The laughter kept me from it for a long time. The same way it kept me from playing Kingdom Hearts for a long time. I eventually did buy Kingdom Hearts and sneak it into my room to play. My sister inevitably caught me, but instead of laughing at me, it transformed her opinion of the series. With that in mind, I should have taken the leap a lot sooner.
Arcades are rare these days, but they were common in my childhood. I grew up in the age of laying a quarter on a machine in use to claim the next challenge. By the time I was a teen, arcades were growing scarce. Only two could be found within an hour radius of our home, so we didn’t get to them often, but they were in malls, so it wasn’t uncommon for us kids to hit them up while our parents shopped.
I was terrified of being laughed at, but on one occasion when we were in the arcade, we all had the chance of watching a guy with really cool pants rock a round of DDR.
That was the tipping point.
If that guy, with the really cool pants, could keep looking awesome while playing a game lots of people around me laughed at, why couldn’t I?
I went to speak to my elder brother. He had the game, though he feigned ignorance whenever the subject came up. At 18, he was an “adult” and could get away with hiding things like that. I’d never laughed at him for playing the game, but I’d done a good job of hiding my interest, so he seemed a bit surprised when I asked to borrow it. Still, he was a good sport; he loaned me his game and his dance pad and told me to have fun.
I locked myself in the basement with a small television and my PlayStation 2 for every afternoon that week. I was determined to play, but I was also determined not to have anyone laugh at me, so I decided I would practice until I could clear a song somewhat gracefully before I let anyone watch me play. I picked one song that had a beat I was comfortable with and repeated that track over and over until I could clear it easily.
Then I showed my siblings.
Instead of laughing, they ended up being impressed. Not only that, but it started a new household hobby. After I broke the ice, everyone was eager to jump on the dance pad–even my parents. They bought a game and a couple dance pads so we could keep playing after we gave my brother’s game back; the dance pads had to be replaced every few months because they were used so often we’d wear them out.
I’ve never been good at the game, despite my love of it. I only have a handful of songs I can clear on heavy mode and I’ve never been able to figure out that weird gallop step my younger brothers mastered. But I did pull together the courage to play the game whenever and wherever I wanted, regardless of who was watching.

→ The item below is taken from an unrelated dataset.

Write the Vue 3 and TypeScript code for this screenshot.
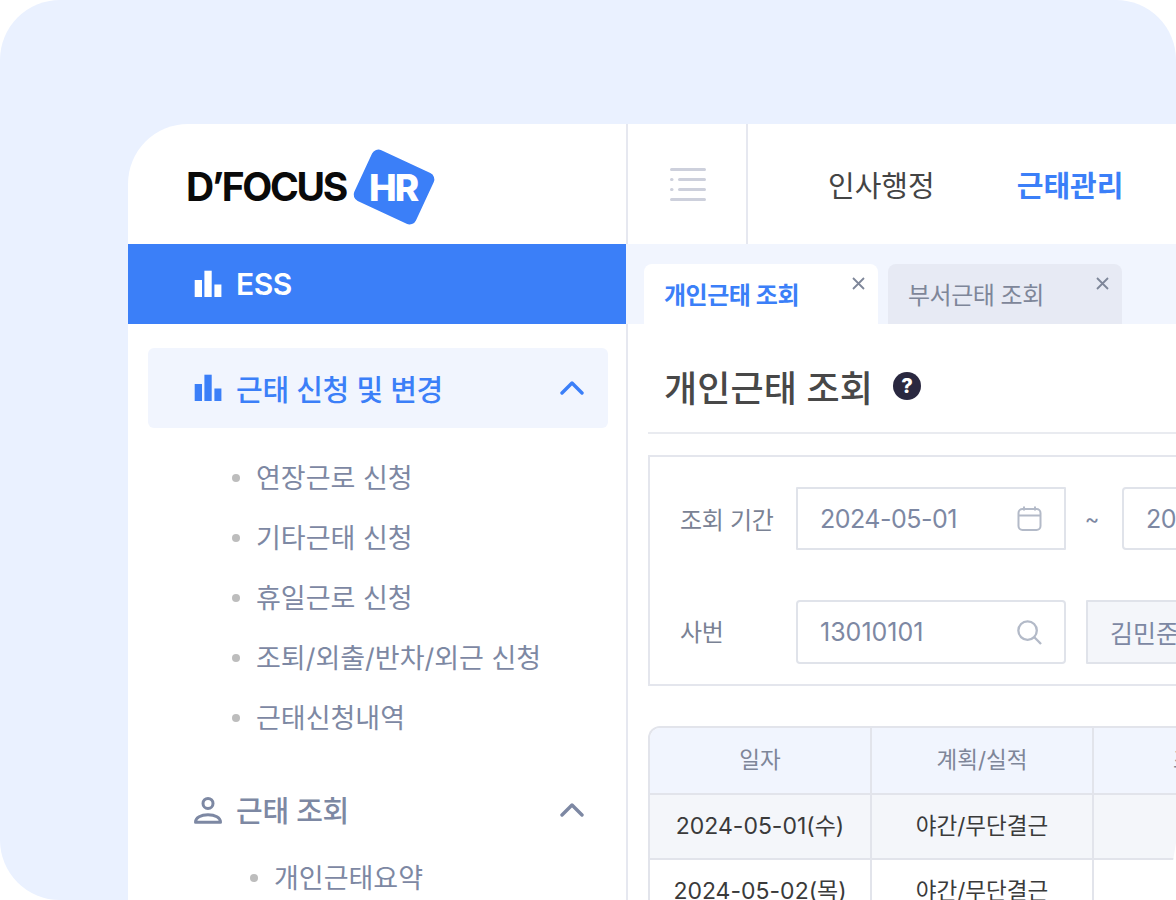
<template>
  <div class="stage">
    <div class="window">
      <aside class="sidebar">
        <div class="logo">
          <span class="logo__name">D’FOCUS</span>
          <span class="logo__mark">
            <span class="logo__badge"></span>
            <span class="logo__hr">HR</span>
          </span>
        </div>
        <div class="ess">
          <svg class="side-icon" viewBox="0 0 28 28" fill="#fff">
            <rect x="0.7" y="10" width="7.3" height="17" />
            <rect x="10.4" y="0.7" width="7.3" height="26.3" />
            <rect x="20.4" y="14.5" width="7" height="12.5" />
          </svg>
          <span>ESS</span>
        </div>
        <nav class="side-nav">
          <div class="group-head group-head--active">
            <svg class="side-icon" viewBox="0 0 28 28" fill="#3b7ff8">
              <rect x="0.7" y="10" width="7.3" height="17" />
              <rect x="10.4" y="0.7" width="7.3" height="26.3" />
              <rect x="20.4" y="14.5" width="7" height="12.5" />
            </svg>
            <span class="group-head__label">근태 신청 및 변경</span>
            <svg class="chevron" viewBox="0 0 24 14" fill="none" stroke="currentColor">
              <polyline points="2,12 12,2 22,12" />
            </svg>
          </div>
          <ul class="sub-list">
            <li v-for="item in requestItems" :key="item" class="sub-item">{{ item }}</li>
          </ul>
          <div class="group-head group-head--second">
            <svg class="side-icon" viewBox="0 0 28 28" fill="none" stroke="#7d88a3" stroke-width="3">
              <circle cx="14" cy="7.4" r="5" />
              <path d="M1.5 26.2c0-4.6 5.4-7.4 12.5-7.4s12.5 2.8 12.5 7.4z" stroke-linejoin="round" />
            </svg>
            <span class="group-head__label">근태 조회</span>
            <svg class="chevron" viewBox="0 0 24 14" fill="none" stroke="currentColor">
              <polyline points="2,12 12,2 22,12" />
            </svg>
          </div>
          <ul class="sub-list sub-list--deep">
            <li class="sub-item">개인근태요약</li>
          </ul>
        </nav>
      </aside>

      <main class="main">
        <header class="topbar">
          <div class="burger">
            <svg width="36" height="33" viewBox="0 0 36 33" fill="#cdd0dc">
              <rect x="0" y="0" width="36" height="3" rx="1.5" />
              <rect x="0" y="10" width="3.5" height="3" rx="1.5" />
              <rect x="8" y="10" width="28" height="3" rx="1.5" />
              <rect x="0" y="20" width="3.5" height="3" rx="1.5" />
              <rect x="8" y="20" width="28" height="3" rx="1.5" />
              <rect x="0" y="30" width="36" height="3" rx="1.5" />
            </svg>
          </div>
          <div class="topmenu">
            <span class="topmenu__item">인사행정</span>
            <span class="topmenu__item topmenu__item--active">근태관리</span>
          </div>
        </header>

        <div class="tabs">
          <div v-for="tab in tabs" :key="tab.label" class="tab" :class="{ 'tab--active': tab.active }">
            <span>{{ tab.label }}</span>
            <svg class="tab__close" viewBox="0 0 13 13" fill="none" stroke="#7e8699" stroke-width="1.8">
              <path d="M1 1l11 11M12 1L1 12" />
            </svg>
          </div>
        </div>

        <div class="content">
          <div class="title-row">
            <h1 class="title">개인근태 조회</h1>
            <span class="help">?</span>
          </div>

          <section class="filter">
            <div class="filter__row">
              <label class="filter__label">조회 기간</label>
              <div class="field field--date">
                <span>2024-05-01</span>
                <svg class="field__icon" viewBox="0 0 24 25" fill="none" stroke="#b3bac8" stroke-width="2">
                  <rect x="1" y="3" width="22" height="21" rx="4" />
                  <path d="M1 9.5h22M6.5 0.5v4M17.5 0.5v4" />
                </svg>
              </div>
              <span class="filter__tilde">~</span>
              <div class="field field--date field--round"><span>2024-05-31</span></div>
            </div>
            <div class="filter__row filter__row--second">
              <label class="filter__label">사번</label>
              <div class="field field--round">
                <span>13010101</span>
                <svg class="field__icon" viewBox="0 0 26 26" fill="none" stroke="#b3bac8" stroke-width="2.4">
                  <circle cx="11" cy="11" r="9.6" />
                  <path d="M18 18l7 7" />
                </svg>
              </div>
              <div class="field field--readonly"><span>김민준</span></div>
            </div>
          </section>

          <div class="table-wrap">
            <table class="table">
              <thead>
                <tr>
                  <th v-for="head in heads" :key="head">{{ head }}</th>
                </tr>
              </thead>
              <tbody>
                <tr v-for="row in rows" :key="row.date">
                  <td class="table__date">{{ row.date }}</td>
                  <td>{{ row.status }}</td>
                  <td></td>
                </tr>
              </tbody>
            </table>
            <span class="table-wrap__notch"></span>
          </div>
        </div>
      </main>
    </div>
  </div>
</template>

<script setup lang="ts">
const requestItems = [
  '연장근로 신청',
  '기타근태 신청',
  '휴일근로 신청',
  '조퇴/외출/반차/외근 신청',
  '근태신청내역'
];

const tabs = [
  { label: '개인근태 조회', active: true },
  { label: '부서근태 조회', active: false }
];

const heads = ['일자', '계획/실적', '조퇴일'];

const rows = [
  { date: '2024-05-01(수)', status: '야간/무단결근' },
  { date: '2024-05-02(목)', status: '야간/무단결근' }
];
</script>

<style scoped>
.stage {
  box-sizing: border-box;
  height: 900px;
  padding: 124px 0 0 128px;
  background: #eaf1ff;
  border-radius: 60px 60px 0 60px;
  overflow: hidden;
  font-family: Inter, "Noto Sans CJK KR", sans-serif;
}

.window {
  display: flex;
  height: 776px;
  background: #fff;
  border-top-left-radius: 60px;
  overflow: hidden;
}

.sidebar {
  flex: none;
  width: 500px;
  display: flex;
  flex-direction: column;
}

.logo {
  flex: none;
  box-sizing: border-box;
  height: 120px;
  display: flex;
  align-items: center;
  padding: 4px 0 0 58px;
  border-right: 2px solid #e6e8f0;
}

.logo__name {
  font-size: 39px;
  font-weight: 700;
  letter-spacing: -2.3px;
  color: #0a0a0a;
}

.logo__mark {
  position: relative;
  box-sizing: border-box;
  width: 86px;
  height: 80px;
  display: flex;
  align-items: center;
  justify-content: center;
  padding: 2px 0 0 8px;
}

.logo__badge {
  position: absolute;
  left: 14px;
  top: 13px;
  width: 68px;
  height: 56px;
  border-radius: 7px;
  background: #3b7ff8;
  transform: rotate(25deg);
}

.logo__hr {
  position: relative;
  font-size: 37px;
  font-weight: 800;
  letter-spacing: -2px;
  color: #fff;
}

.ess {
  flex: none;
  box-sizing: border-box;
  height: 80px;
  display: flex;
  align-items: center;
  gap: 14px;
  padding-left: 66px;
  background: #3b7ff8;
  border-right: 2px solid #f1f5fe;
  color: #fff;
  font-size: 30px;
  font-weight: 600;
  letter-spacing: -0.5px;
}

.side-icon {
  flex: none;
  width: 28px;
  height: 28px;
}

.side-nav {
  flex: 1;
  padding: 24px 18px 0 20px;
  border-right: 2px solid #e6e8f0;
}

.group-head {
  display: flex;
  align-items: center;
  gap: 14px;
  height: 80px;
  padding: 0 24px 0 46px;
  color: #7d88a3;
  font-size: 29px;
  font-weight: 500;
}

.group-head--active {
  background: #f1f5fe;
  border-radius: 6px;
  color: #3b7ff8;
}

.group-head--second {
  height: 74px;
  margin-top: 26px;
}

.group-head__label {
  flex: 1;
  letter-spacing: -0.3px;
}

.group-head--second .group-head__label {
  padding-bottom: 3px;
}

.chevron {
  flex: none;
  width: 24px;
  height: 14px;
  stroke-width: 3.4;
  stroke-linecap: round;
  stroke-linejoin: round;
}

.sub-list {
  list-style: none;
  margin: 19px 0 0;
  padding: 0 0 0 108px;
}

.sub-list--deep {
  margin-top: 0;
  padding-left: 126px;
}

.sub-item {
  position: relative;
  height: 60px;
  line-height: 63px;
  color: #7d88a3;
  font-size: 27px;
}

.sub-item::before {
  content: "";
  position: absolute;
  left: -24px;
  top: 27px;
  width: 8px;
  height: 8px;
  border-radius: 50%;
  background: #bdbdbd;
}

.main {
  flex: none;
  width: 1000px;
  display: flex;
  flex-direction: column;
}

.topbar {
  flex: none;
  height: 120px;
  display: flex;
}

.burger {
  flex: none;
  box-sizing: border-box;
  width: 120px;
  display: flex;
  align-items: center;
  justify-content: center;
  padding: 0 0 0 2px;
  border-right: 2px solid #e6e8f0;
}

.topmenu {
  display: flex;
  align-items: center;
  gap: 82px;
  padding-left: 80px;
}

.topmenu__item {
  font-size: 29px;
  color: #444;
}

.topmenu__item--active {
  color: #3b7ff8;
  font-weight: 600;
}

.tabs {
  flex: none;
  box-sizing: border-box;
  height: 80px;
  display: flex;
  align-items: flex-end;
  gap: 10px;
  padding-left: 16px;
  background: #f1f5fe;
}

.tab {
  position: relative;
  box-sizing: border-box;
  width: 234px;
  height: 60px;
  padding: 0 0 0 20px;
  line-height: 63px;
  border-radius: 8px 8px 0 0;
  background: #e7eaf4;
  color: #7e8699;
  font-size: 24px;
  letter-spacing: -0.5px;
}

.tab--active {
  background: #fff;
  color: #3b7ff8;
  font-weight: 600;
}

.tab__close {
  position: absolute;
  top: 13px;
  right: 13px;
  width: 13px;
  height: 13px;
}

.content {
  flex: 1;
  padding-left: 20px;
}

.title-row {
  box-sizing: border-box;
  height: 110px;
  display: flex;
  align-items: center;
  gap: 20px;
  padding: 16px 0 0 16px;
  border-bottom: 2px solid #e9ebf0;
}

.title {
  margin: 0;
  font-size: 36px;
  font-weight: 500;
  letter-spacing: 0.1px;
  color: #484848;
}

.help {
  width: 28px;
  height: 28px;
  border-radius: 50%;
  background: #2a2840;
  color: #fff;
  font-size: 20px;
  font-weight: 800;
  line-height: 28px;
  text-align: center;
}

.filter {
  box-sizing: border-box;
  height: 231px;
  margin-top: 21px;
  padding: 30px 0 0 30px;
  border: 2px solid #e4e6ed;
}

.filter__row {
  display: flex;
  align-items: center;
  height: 63px;
}

.filter__row--second {
  height: 64px;
  margin-top: 50px;
}

.filter__label {
  flex: none;
  width: 116px;
  font-size: 24px;
  letter-spacing: -0.3px;
  color: #7a8294;
}

.filter__row--second .filter__label {
  padding-bottom: 4px;
}

.field {
  flex: none;
  box-sizing: border-box;
  width: 270px;
  height: 100%;
  display: flex;
  align-items: center;
  justify-content: space-between;
  padding: 0 22px;
  border: 2px solid #e0e3ea;
  border-radius: 1px;
  color: #7d88a3;
  font-size: 25px;
}

.field--date {
  letter-spacing: -0.5px;
}

.field--round {
  border-radius: 4px;
}

.field--readonly {
  margin-left: 20px;
  background: #f4f6fa;
}

.filter__tilde {
  flex: none;
  box-sizing: border-box;
  width: 56px;
  padding-right: 4px;
  text-align: center;
  color: #7d88a3;
  font-size: 22px;
}

.field__icon {
  flex: none;
  width: 25px;
  height: 25px;
}

.table-wrap {
  position: relative;
  margin-top: 40px;
  border: 2px solid #e2e4eb;
  border-bottom: 0;
  border-top-left-radius: 12px;
  overflow: hidden;
}

.table {
  width: 666px;
  table-layout: fixed;
  border-collapse: separate;
  border-spacing: 0;
}

.table th,
.table td {
  box-sizing: border-box;
  padding: 0 0 5px;
  border-right: 2px solid #e2e4eb;
  border-bottom: 2px solid #e2e4eb;
  text-align: center;
  font-size: 22.5px;
  color: #3a3a3a;
}

.table th {
  height: 67px;
  background: #f1f5fe;
  color: #7e8699;
  font-weight: 400;
}

.table td {
  height: 65px;
}

.table tbody tr:first-child td {
  background: #f4f6fa;
}

.table .table__date {
  font-size: 23px;
}

.table-wrap__notch {
  position: absolute;
  left: 523px;
  top: 115px;
  width: 3px;
  height: 18px;
  background: #fff;
  clip-path: polygon(100% 0, 0 100%, 100% 100%);
}
</style>

<style>
html,
body {
  margin: 0;
  background: #fff;
  overflow: hidden;
}
</style>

A few years after I first stepped on the pad, I visited the arcade and stomped out a decent AA rating on Twin Bee in heavy while wearing enormously clunky goth boots with a six inch heel. It impressed my friends, but more importantly, it impressed a little girl who watched from the back of the arcade. When I jumped off the machine and laughed my way out of the arcade with my friends, I saw her approach the machine and heard her ask her dad for some tokens.
“I want to try this one now,” she told him. He was hesitant, saying she might not be good at it because she’d never played before.
“That’s okay,” she said. “I just want to try.”